>> begin

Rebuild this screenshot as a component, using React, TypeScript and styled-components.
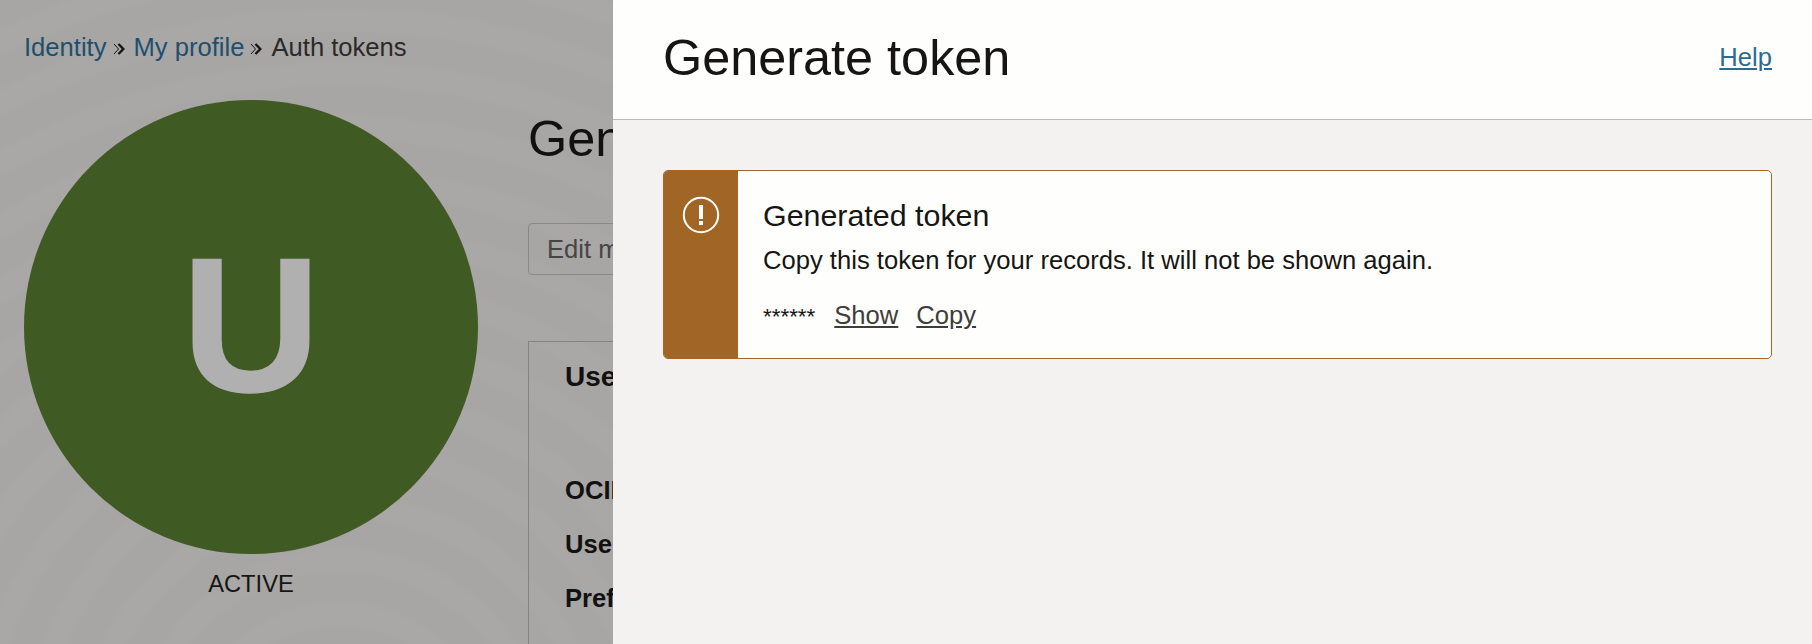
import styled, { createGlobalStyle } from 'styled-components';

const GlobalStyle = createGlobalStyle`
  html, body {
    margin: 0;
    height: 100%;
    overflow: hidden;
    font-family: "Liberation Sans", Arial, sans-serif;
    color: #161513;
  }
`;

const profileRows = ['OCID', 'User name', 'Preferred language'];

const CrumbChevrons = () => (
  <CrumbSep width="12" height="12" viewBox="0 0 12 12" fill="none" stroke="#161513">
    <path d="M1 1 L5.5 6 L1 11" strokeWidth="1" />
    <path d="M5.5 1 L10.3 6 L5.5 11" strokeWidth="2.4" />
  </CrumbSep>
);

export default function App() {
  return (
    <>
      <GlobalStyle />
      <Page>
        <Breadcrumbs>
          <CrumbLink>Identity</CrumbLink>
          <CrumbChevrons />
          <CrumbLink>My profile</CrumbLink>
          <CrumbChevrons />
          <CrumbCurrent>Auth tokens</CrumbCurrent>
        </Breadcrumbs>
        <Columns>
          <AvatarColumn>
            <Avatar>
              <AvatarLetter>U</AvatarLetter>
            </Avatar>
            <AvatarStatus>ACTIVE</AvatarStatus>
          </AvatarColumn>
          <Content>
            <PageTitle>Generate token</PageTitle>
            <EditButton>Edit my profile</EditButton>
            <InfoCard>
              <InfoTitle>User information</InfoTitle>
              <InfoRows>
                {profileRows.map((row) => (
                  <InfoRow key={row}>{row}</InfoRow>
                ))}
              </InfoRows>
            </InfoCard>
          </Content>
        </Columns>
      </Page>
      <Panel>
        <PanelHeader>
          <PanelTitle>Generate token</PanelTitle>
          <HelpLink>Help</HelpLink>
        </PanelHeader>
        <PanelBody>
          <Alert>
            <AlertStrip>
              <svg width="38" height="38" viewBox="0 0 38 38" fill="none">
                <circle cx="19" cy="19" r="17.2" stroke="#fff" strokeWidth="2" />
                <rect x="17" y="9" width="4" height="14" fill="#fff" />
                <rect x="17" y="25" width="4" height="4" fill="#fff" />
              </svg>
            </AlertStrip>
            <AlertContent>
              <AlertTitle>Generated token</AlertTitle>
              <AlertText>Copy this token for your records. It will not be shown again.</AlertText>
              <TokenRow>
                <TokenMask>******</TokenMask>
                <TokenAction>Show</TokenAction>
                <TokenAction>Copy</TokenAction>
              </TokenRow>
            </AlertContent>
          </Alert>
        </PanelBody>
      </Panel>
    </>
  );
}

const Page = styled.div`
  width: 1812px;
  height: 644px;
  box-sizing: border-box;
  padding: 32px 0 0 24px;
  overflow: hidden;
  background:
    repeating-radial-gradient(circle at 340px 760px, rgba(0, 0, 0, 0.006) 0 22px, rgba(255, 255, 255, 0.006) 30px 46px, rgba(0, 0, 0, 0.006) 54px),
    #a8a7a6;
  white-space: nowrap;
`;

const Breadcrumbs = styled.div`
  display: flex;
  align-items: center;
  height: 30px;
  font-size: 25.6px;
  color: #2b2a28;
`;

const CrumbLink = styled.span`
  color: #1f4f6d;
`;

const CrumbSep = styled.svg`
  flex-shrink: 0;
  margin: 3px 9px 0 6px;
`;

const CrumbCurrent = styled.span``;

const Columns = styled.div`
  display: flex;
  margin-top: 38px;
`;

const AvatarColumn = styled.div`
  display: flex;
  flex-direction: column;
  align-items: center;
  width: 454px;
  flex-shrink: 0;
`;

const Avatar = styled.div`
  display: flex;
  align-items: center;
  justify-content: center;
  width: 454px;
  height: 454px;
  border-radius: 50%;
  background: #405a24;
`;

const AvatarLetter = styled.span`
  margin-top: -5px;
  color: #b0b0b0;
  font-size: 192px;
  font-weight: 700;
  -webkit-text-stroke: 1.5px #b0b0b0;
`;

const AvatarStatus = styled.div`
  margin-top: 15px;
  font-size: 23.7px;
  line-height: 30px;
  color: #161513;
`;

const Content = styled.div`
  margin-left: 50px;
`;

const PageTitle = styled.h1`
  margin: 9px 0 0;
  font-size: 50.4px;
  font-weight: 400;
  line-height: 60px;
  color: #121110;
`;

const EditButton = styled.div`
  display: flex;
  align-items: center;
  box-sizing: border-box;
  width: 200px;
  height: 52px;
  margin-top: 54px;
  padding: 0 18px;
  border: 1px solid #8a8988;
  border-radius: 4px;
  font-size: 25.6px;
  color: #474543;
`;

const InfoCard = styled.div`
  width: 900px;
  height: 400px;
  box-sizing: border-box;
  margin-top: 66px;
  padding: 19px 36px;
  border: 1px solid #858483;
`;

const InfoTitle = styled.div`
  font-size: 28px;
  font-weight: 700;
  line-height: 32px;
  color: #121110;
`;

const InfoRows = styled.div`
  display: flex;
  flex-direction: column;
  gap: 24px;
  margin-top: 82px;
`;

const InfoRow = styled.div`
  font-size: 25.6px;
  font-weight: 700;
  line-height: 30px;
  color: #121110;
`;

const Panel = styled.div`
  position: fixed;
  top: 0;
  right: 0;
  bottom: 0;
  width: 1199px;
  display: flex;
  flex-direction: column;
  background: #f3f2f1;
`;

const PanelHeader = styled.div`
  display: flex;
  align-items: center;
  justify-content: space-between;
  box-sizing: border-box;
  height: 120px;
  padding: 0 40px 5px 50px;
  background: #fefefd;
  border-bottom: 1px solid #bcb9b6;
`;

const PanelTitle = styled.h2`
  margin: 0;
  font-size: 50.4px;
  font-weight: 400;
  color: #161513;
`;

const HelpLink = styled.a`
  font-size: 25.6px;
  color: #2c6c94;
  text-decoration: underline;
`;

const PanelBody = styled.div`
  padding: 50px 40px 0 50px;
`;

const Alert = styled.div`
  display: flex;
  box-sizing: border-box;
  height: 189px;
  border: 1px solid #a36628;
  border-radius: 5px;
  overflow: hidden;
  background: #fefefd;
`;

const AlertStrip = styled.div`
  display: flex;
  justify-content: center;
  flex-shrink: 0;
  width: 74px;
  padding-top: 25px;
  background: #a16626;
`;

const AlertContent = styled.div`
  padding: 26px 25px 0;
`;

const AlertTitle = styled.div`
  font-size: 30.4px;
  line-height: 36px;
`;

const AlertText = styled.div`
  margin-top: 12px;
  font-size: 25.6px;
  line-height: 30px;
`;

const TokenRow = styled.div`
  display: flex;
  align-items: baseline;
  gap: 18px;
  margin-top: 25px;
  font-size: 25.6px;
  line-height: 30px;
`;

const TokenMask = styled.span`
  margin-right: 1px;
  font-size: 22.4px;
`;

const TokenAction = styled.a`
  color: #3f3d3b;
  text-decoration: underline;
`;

>> end

▸ **EXERCISE INSTRUCTIONS**: Go from the first line of the listing to the line holding "const profileRows = ['OCID', 'User" and, please, transcribe those lines exactly, both included, with no pictures.

▸ **THE SOLUTION**:
Rebuild this screenshot as a component, using React, TypeScript and styled-components.
import styled, { createGlobalStyle } from 'styled-components';

const GlobalStyle = createGlobalStyle`
  html, body {
    margin: 0;
    height: 100%;
    overflow: hidden;
    font-family: "Liberation Sans", Arial, sans-serif;
    color: #161513;
  }
`;

const profileRows = ['OCID', 'User name', 'Preferred language'];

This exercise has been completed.